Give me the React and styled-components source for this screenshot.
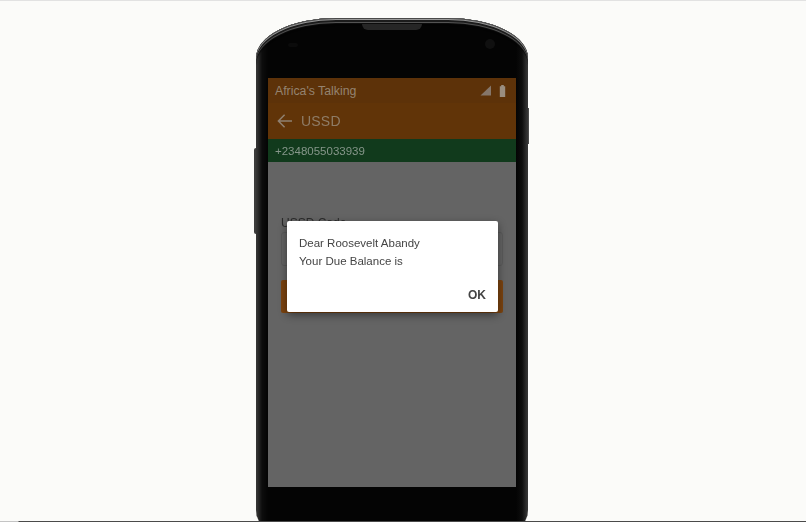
import React from 'react';
import styled, { createGlobalStyle } from 'styled-components';

const GlobalStyle = createGlobalStyle`
  html, body {
    margin: 0;
    height: 100%;
    overflow: hidden;
    background: #fbfbf9;
  }
  #root {
    height: 100%;
  }
`;

export default function App() {
  return (
    <>
      <GlobalStyle />
      <Page>
        <Phone>
          <VolumeKey />
          <PowerKey />
          <Bezel>
            <Earpiece />
            <Sensor />
            <Camera />
            <Screen>
              <StatusBar>
                <span>Africa's Talking</span>
                <StatusIcons>
                  <svg width="13" height="11" viewBox="0 0 13 11">
                    <path d="M12 0.5V10.5H1.5Z" fill="#85766a" />
                  </svg>
                  <svg width="7" height="12" viewBox="0 0 7 12">
                    <path d="M2.2 0H4.8V1.2H6.2V12H0.8V1.2H2.2Z" fill="#9a8e80" />
                  </svg>
                </StatusIcons>
              </StatusBar>
              <Toolbar>
                <svg width="18" height="18" viewBox="0 0 18 18" fill="none" stroke="#8f8070" strokeWidth="1.5">
                  <path d="M16 9H2.5M8.6 2.8L2.4 9l6.2 6.2" />
                </svg>
                <ToolbarTitle>USSD</ToolbarTitle>
              </Toolbar>
              <PhoneNumber>+2348055033939</PhoneNumber>
              <Form>
                <FieldLabel>USSD Code</FieldLabel>
                <FieldInput />
                <SubmitButton />
              </Form>
              <Dialog>
                <DialogText>Dear Roosevelt Abandy</DialogText>
                <DialogText>Your Due Balance is</DialogText>
                <DialogActions>
                  <OkButton>OK</OkButton>
                </DialogActions>
              </Dialog>
            </Screen>
          </Bezel>
        </Phone>
        <BottomLine />
      </Page>
    </>
  );
}

const Page = styled.div`
  position: relative;
  height: 522px;
  box-sizing: border-box;
  display: flex;
  justify-content: center;
  padding: 17px 22px 0 0;
  border-top: 1px solid #e2e2e2;
  overflow: hidden;
  font-family: 'Liberation Sans', Arial, sans-serif;
`;

const BottomLine = styled.div`
  position: absolute;
  left: 0;
  right: 0;
  bottom: 0;
  height: 1px;
  background: linear-gradient(90deg, #c4c4c4 0, #c4c4c4 18px, #4a4a4a 19px);
`;

const Phone = styled.div`
  position: relative;
  flex: none;
  width: 272px;
  height: 522px;
  filter: blur(0.35px);
`;

const VolumeKey = styled.div`
  position: absolute;
  left: -2px;
  top: 130px;
  width: 3px;
  height: 86px;
  background: #3c3c3c;
  border-radius: 2px 0 0 2px;
`;

const PowerKey = styled.div`
  position: absolute;
  right: -1px;
  top: 90px;
  width: 3px;
  height: 36px;
  background: #4a4a4a;
`;

const Bezel = styled.div`
  position: relative;
  box-sizing: border-box;
  height: 100%;
  padding: 60px 12px 0;
  background: linear-gradient(90deg, #3a3a3a 0, #0d0d0d 6px, #040404 12px, #040404 260px, #0d0d0d 266px, #3a3a3a 100%);
  border-radius: 80px 80px 40px 40px / 40px 40px 30px 30px;
  box-shadow:
    inset 0 1px 0 #4a4a4a,
    inset 0 2px 0 #9a9a9a,
    inset 0 4px 0 #1c1c1c,
    inset 0 5px 1px #5c5c5c,
    inset 0 7px 1px #040404;
`;

const Earpiece = styled.div`
  position: absolute;
  top: 6px;
  left: 50%;
  width: 60px;
  height: 6px;
  transform: translateX(-50%);
  background: #262626;
  border-radius: 0 0 14px 14px;
`;

const Sensor = styled.div`
  position: absolute;
  top: 25px;
  left: 32px;
  width: 10px;
  height: 4px;
  border-radius: 2px;
  background: #0b0b0b;
`;

const Camera = styled.div`
  position: absolute;
  top: 21px;
  right: 33px;
  width: 10px;
  height: 10px;
  border-radius: 50%;
  background: #101010;
`;

const Screen = styled.div`
  position: relative;
  height: 409px;
  background: #646464;
  overflow: hidden;
`;

const StatusBar = styled.div`
  height: 25px;
  box-sizing: border-box;
  padding: 0 10px 0 7px;
  display: flex;
  align-items: center;
  justify-content: space-between;
  background: #5d3209;
  color: #948370;
  font-size: 12.3px;
`;

const StatusIcons = styled.div`
  display: flex;
  align-items: center;
  gap: 7px;
`;

const Toolbar = styled.div`
  height: 36px;
  box-sizing: border-box;
  padding-left: 8px;
  display: flex;
  align-items: center;
  gap: 7px;
  background: #613408;
`;

const ToolbarTitle = styled.span`
  color: #8e7c67;
  font-size: 14px;
  letter-spacing: 0.2px;
`;

const PhoneNumber = styled.div`
  height: 23px;
  box-sizing: border-box;
  padding-left: 7px;
  display: flex;
  align-items: center;
  background: #113a1c;
  color: #86968a;
  font-size: 11.5px;
`;

const Form = styled.div`
  padding: 54px 13px 0;
  display: flex;
  flex-direction: column;
`;

const FieldLabel = styled.div`
  color: #2b2b2b;
  font-size: 12px;
  line-height: 14px;
`;

const FieldInput = styled.div`
  height: 32px;
  margin-top: 2px;
  border: 1px solid #5a5a5a;
  border-radius: 3px;
`;

const SubmitButton = styled.div`
  height: 33px;
  margin-top: 14px;
  background: #7b430f;
  border-radius: 2px;
`;

const Dialog = styled.div`
  position: absolute;
  left: 19px;
  top: 143px;
  width: 211px;
  height: 91px;
  box-sizing: border-box;
  padding: 13px 12px 0;
  background: #ffffff;
  border-radius: 2px;
  box-shadow: 0 3px 8px rgba(0, 0, 0, 0.45);
`;

const DialogText = styled.div`
  color: #444444;
  font-size: 11.5px;
  line-height: 18px;
`;

const DialogActions = styled.div`
  display: flex;
  justify-content: flex-end;
  margin-top: 17px;
`;

const OkButton = styled.span`
  color: #444444;
  font-size: 12px;
  font-weight: 700;
  line-height: 16px;
`;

—————

→ **DIRECTIVE**:
Write out every line of the data that holds the word "components".

→ **FULL ANSWER**:
Give me the React and styled-components source for this screenshot.
import styled, { createGlobalStyle } from 'styled-components';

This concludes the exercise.